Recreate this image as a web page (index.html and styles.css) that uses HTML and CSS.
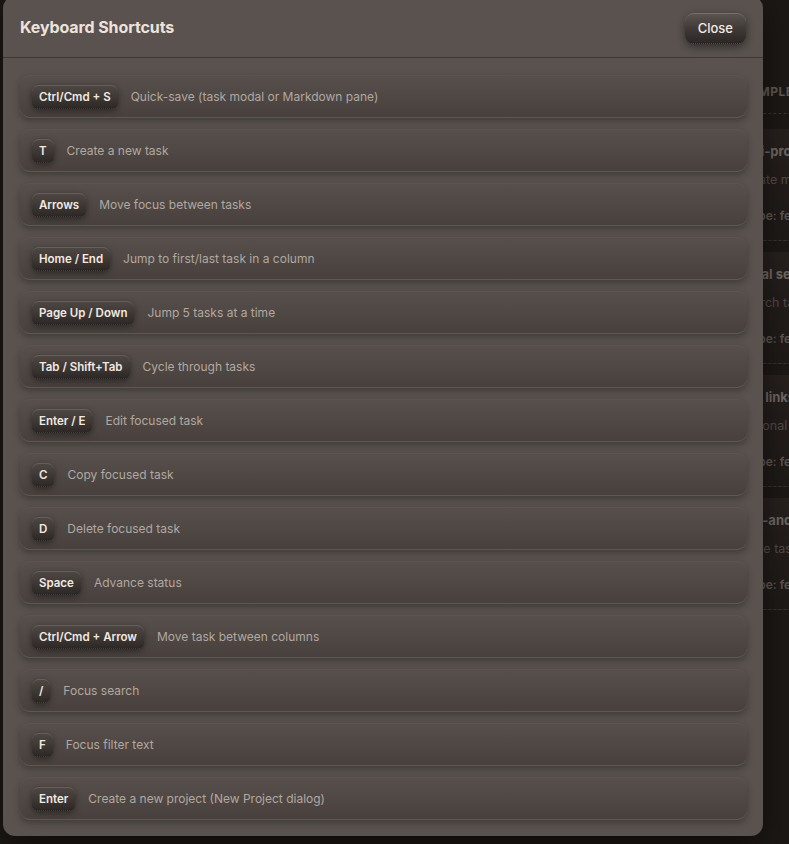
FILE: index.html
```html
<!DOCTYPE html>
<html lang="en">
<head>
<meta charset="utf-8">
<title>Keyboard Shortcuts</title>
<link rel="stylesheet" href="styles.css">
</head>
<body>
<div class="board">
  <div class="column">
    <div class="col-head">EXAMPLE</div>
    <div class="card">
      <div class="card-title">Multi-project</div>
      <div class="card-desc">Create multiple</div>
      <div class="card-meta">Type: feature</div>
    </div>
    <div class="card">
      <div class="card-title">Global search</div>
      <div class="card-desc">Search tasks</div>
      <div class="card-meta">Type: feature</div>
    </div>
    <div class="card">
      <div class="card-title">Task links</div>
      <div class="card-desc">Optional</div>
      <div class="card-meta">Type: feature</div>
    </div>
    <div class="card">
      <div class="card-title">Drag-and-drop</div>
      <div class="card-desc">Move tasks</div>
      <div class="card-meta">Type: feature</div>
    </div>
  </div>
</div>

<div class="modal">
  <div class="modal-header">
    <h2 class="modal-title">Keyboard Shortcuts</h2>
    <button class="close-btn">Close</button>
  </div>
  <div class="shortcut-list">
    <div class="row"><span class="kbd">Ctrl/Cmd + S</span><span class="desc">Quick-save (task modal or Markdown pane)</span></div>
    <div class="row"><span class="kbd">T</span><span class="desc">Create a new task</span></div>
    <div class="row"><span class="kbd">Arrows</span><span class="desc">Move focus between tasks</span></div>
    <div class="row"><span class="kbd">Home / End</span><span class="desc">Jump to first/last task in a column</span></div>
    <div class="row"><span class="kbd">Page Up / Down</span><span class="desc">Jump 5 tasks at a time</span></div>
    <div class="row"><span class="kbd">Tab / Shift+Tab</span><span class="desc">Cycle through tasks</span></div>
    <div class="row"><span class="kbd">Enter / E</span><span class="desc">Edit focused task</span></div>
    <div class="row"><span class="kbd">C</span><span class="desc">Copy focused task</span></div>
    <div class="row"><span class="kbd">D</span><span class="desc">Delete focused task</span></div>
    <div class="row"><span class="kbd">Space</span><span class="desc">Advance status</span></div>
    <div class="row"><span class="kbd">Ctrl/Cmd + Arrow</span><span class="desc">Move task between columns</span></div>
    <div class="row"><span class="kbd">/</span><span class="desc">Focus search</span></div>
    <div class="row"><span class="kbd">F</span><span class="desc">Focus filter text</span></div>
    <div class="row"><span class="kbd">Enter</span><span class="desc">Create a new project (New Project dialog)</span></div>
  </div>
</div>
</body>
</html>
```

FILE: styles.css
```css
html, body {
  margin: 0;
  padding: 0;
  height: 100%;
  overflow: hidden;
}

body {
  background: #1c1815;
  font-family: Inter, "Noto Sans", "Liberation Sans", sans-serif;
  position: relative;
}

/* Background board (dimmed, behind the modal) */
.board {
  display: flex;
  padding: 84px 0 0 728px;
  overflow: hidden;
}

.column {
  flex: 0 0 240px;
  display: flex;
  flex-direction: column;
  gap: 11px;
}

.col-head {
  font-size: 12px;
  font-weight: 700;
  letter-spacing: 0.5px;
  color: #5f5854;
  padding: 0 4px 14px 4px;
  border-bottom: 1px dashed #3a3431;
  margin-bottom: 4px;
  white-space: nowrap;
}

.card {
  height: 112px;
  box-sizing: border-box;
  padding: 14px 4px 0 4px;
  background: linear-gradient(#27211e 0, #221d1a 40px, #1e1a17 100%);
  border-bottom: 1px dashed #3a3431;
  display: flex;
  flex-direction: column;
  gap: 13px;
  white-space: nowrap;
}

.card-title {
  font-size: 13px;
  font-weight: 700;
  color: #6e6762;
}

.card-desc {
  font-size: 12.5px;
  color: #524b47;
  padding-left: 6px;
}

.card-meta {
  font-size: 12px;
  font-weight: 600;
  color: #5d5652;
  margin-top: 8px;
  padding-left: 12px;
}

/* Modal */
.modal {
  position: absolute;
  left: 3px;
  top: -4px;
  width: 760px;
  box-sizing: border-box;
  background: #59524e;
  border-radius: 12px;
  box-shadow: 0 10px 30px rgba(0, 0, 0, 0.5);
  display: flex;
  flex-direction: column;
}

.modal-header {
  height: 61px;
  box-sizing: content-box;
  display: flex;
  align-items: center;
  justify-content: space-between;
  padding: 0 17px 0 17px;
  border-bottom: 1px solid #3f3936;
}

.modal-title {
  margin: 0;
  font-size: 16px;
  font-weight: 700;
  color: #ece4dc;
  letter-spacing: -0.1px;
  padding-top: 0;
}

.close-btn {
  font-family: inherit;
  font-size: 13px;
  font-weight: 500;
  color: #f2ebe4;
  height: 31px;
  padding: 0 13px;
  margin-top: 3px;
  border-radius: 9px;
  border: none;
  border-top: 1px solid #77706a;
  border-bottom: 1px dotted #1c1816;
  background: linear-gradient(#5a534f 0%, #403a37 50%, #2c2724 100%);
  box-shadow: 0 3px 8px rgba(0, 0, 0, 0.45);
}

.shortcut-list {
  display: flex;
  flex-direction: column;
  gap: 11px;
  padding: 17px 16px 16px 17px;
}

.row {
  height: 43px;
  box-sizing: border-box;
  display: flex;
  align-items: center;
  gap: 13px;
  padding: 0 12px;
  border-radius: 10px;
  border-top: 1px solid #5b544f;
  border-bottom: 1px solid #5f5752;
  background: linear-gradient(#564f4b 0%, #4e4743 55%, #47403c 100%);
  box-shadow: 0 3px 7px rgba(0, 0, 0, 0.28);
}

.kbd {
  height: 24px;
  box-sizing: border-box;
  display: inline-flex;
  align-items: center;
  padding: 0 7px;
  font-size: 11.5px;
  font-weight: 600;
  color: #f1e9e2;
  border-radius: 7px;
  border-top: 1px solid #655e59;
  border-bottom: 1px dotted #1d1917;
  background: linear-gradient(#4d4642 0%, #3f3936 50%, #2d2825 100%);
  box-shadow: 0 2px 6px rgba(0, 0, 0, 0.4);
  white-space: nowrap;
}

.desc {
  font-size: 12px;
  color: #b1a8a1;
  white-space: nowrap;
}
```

_ _ _ _ _

Omit every picture, then repeat the remaining data exactly as it appears above.

# Finished exercise
Recreate this image as a web page (index.html and styles.css) that uses HTML and CSS.
FILE: index.html
```html
<!DOCTYPE html>
<html lang="en">
<head>
<meta charset="utf-8">
<title>Keyboard Shortcuts</title>
<link rel="stylesheet" href="styles.css">
</head>
<body>
<div class="board">
  <div class="column">
    <div class="col-head">EXAMPLE</div>
    <div class="card">
      <div class="card-title">Multi-project</div>
      <div class="card-desc">Create multiple</div>
      <div class="card-meta">Type: feature</div>
    </div>
    <div class="card">
      <div class="card-title">Global search</div>
      <div class="card-desc">Search tasks</div>
      <div class="card-meta">Type: feature</div>
    </div>
    <div class="card">
      <div class="card-title">Task links</div>
      <div class="card-desc">Optional</div>
      <div class="card-meta">Type: feature</div>
    </div>
    <div class="card">
      <div class="card-title">Drag-and-drop</div>
      <div class="card-desc">Move tasks</div>
      <div class="card-meta">Type: feature</div>
    </div>
  </div>
</div>

<div class="modal">
  <div class="modal-header">
    <h2 class="modal-title">Keyboard Shortcuts</h2>
    <button class="close-btn">Close</button>
  </div>
  <div class="shortcut-list">
    <div class="row"><span class="kbd">Ctrl/Cmd + S</span><span class="desc">Quick-save (task modal or Markdown pane)</span></div>
    <div class="row"><span class="kbd">T</span><span class="desc">Create a new task</span></div>
    <div class="row"><span class="kbd">Arrows</span><span class="desc">Move focus between tasks</span></div>
    <div class="row"><span class="kbd">Home / End</span><span class="desc">Jump to first/last task in a column</span></div>
    <div class="row"><span class="kbd">Page Up / Down</span><span class="desc">Jump 5 tasks at a time</span></div>
    <div class="row"><span class="kbd">Tab / Shift+Tab</span><span class="desc">Cycle through tasks</span></div>
    <div class="row"><span class="kbd">Enter / E</span><span class="desc">Edit focused task</span></div>
    <div class="row"><span class="kbd">C</span><span class="desc">Copy focused task</span></div>
    <div class="row"><span class="kbd">D</span><span class="desc">Delete focused task</span></div>
    <div class="row"><span class="kbd">Space</span><span class="desc">Advance status</span></div>
    <div class="row"><span class="kbd">Ctrl/Cmd + Arrow</span><span class="desc">Move task between columns</span></div>
    <div class="row"><span class="kbd">/</span><span class="desc">Focus search</span></div>
    <div class="row"><span class="kbd">F</span><span class="desc">Focus filter text</span></div>
    <div class="row"><span class="kbd">Enter</span><span class="desc">Create a new project (New Project dialog)</span></div>
  </div>
</div>
</body>
</html>
```

FILE: styles.css
```css
html, body {
  margin: 0;
  padding: 0;
  height: 100%;
  overflow: hidden;
}

body {
  background: #1c1815;
  font-family: Inter, "Noto Sans", "Liberation Sans", sans-serif;
  position: relative;
}

/* Background board (dimmed, behind the modal) */
.board {
  display: flex;
  padding: 84px 0 0 728px;
  overflow: hidden;
}

.column {
  flex: 0 0 240px;
  display: flex;
  flex-direction: column;
  gap: 11px;
}

.col-head {
  font-size: 12px;
  font-weight: 700;
  letter-spacing: 0.5px;
  color: #5f5854;
  padding: 0 4px 14px 4px;
  border-bottom: 1px dashed #3a3431;
  margin-bottom: 4px;
  white-space: nowrap;
}

.card {
  height: 112px;
  box-sizing: border-box;
  padding: 14px 4px 0 4px;
  background: linear-gradient(#27211e 0, #221d1a 40px, #1e1a17 100%);
  border-bottom: 1px dashed #3a3431;
  display: flex;
  flex-direction: column;
  gap: 13px;
  white-space: nowrap;
}

.card-title {
  font-size: 13px;
  font-weight: 700;
  color: #6e6762;
}

.card-desc {
  font-size: 12.5px;
  color: #524b47;
  padding-left: 6px;
}

.card-meta {
  font-size: 12px;
  font-weight: 600;
  color: #5d5652;
  margin-top: 8px;
  padding-left: 12px;
}

/* Modal */
.modal {
  position: absolute;
  left: 3px;
  top: -4px;
  width: 760px;
  box-sizing: border-box;
  background: #59524e;
  border-radius: 12px;
  box-shadow: 0 10px 30px rgba(0, 0, 0, 0.5);
  display: flex;
  flex-direction: column;
}

.modal-header {
  height: 61px;
  box-sizing: content-box;
  display: flex;
  align-items: center;
  justify-content: space-between;
  padding: 0 17px 0 17px;
  border-bottom: 1px solid #3f3936;
}

.modal-title {
  margin: 0;
  font-size: 16px;
  font-weight: 700;
  color: #ece4dc;
  letter-spacing: -0.1px;
  padding-top: 0;
}

.close-btn {
  font-family: inherit;
  font-size: 13px;
  font-weight: 500;
  color: #f2ebe4;
  height: 31px;
  padding: 0 13px;
  margin-top: 3px;
  border-radius: 9px;
  border: none;
  border-top: 1px solid #77706a;
  border-bottom: 1px dotted #1c1816;
  background: linear-gradient(#5a534f 0%, #403a37 50%, #2c2724 100%);
  box-shadow: 0 3px 8px rgba(0, 0, 0, 0.45);
}

.shortcut-list {
  display: flex;
  flex-direction: column;
  gap: 11px;
  padding: 17px 16px 16px 17px;
}

.row {
  height: 43px;
  box-sizing: border-box;
  display: flex;
  align-items: center;
  gap: 13px;
  padding: 0 12px;
  border-radius: 10px;
  border-top: 1px solid #5b544f;
  border-bottom: 1px solid #5f5752;
  background: linear-gradient(#564f4b 0%, #4e4743 55%, #47403c 100%);
  box-shadow: 0 3px 7px rgba(0, 0, 0, 0.28);
}

.kbd {
  height: 24px;
  box-sizing: border-box;
  display: inline-flex;
  align-items: center;
  padding: 0 7px;
  font-size: 11.5px;
  font-weight: 600;
  color: #f1e9e2;
  border-radius: 7px;
  border-top: 1px solid #655e59;
  border-bottom: 1px dotted #1d1917;
  background: linear-gradient(#4d4642 0%, #3f3936 50%, #2d2825 100%);
  box-shadow: 0 2px 6px rgba(0, 0, 0, 0.4);
  white-space: nowrap;
}

.desc {
  font-size: 12px;
  color: #b1a8a1;
  white-space: nowrap;
}
```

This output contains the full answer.